Educating children about money management doesn’t have to mean robbing them of their childhood innocence, as the following examples demonstrate.
Lead by example
Children learn as much by imitation as by what you actually tell them. We’ve all been guilty of “do as I say, not as I do” from time to time, but try to set a good example in the way you manage your own money. If money management is not something you are great at, don’t be afraid to admit it. After all, there is nothing wrong with learning together!
Teach the benefit of saving
Set up some kind of mechanism for saving money, whether it is a coin jar, a piggy bank or a junior savings account. You probably have an ISA to make the most of your tax free allowance, but did you know your child can have one too? Take a look at this website for further information about the different sorts of ISAs that are available, for both adults and children.

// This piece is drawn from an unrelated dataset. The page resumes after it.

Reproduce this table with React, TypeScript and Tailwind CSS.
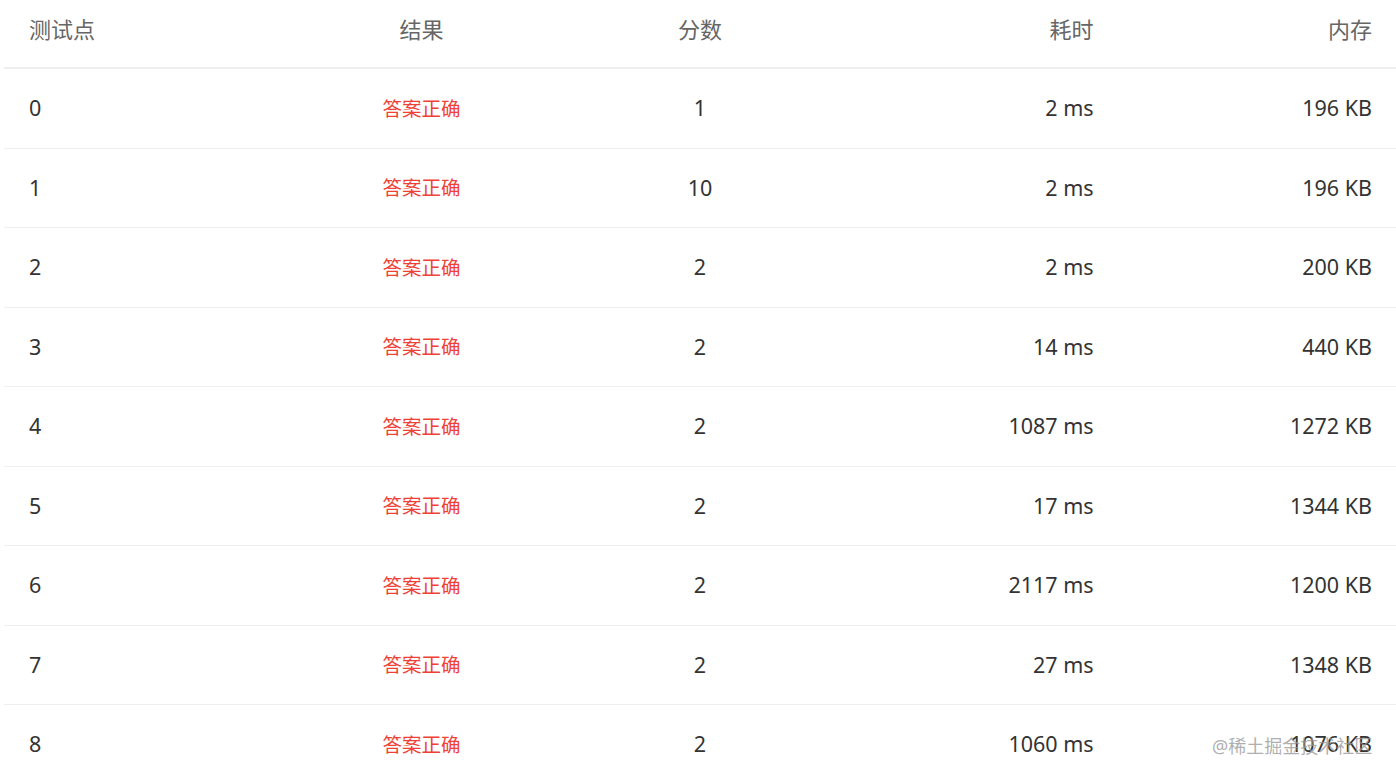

There’s no better way to learn than through practical experience. Give your children a little pocket money each week, and allow them to choose how to spend it. Encourage them to plan their purchases, for example by saving up over the course of a few weeks for something they really want. Give them a small “pay rise” each birthday to keep in step with their likely spending needs.
Provide bonus opportunities
Helping around the house is part of family life, and it is a step in the wrong direction to pay your child to do the washing up or tidy up. However, there is nothing wrong with providing additional earning opportunities for special extra tasks, for example sorting out the junk in the shed or something along those lines. Help them decide what they are going to do with this extra money.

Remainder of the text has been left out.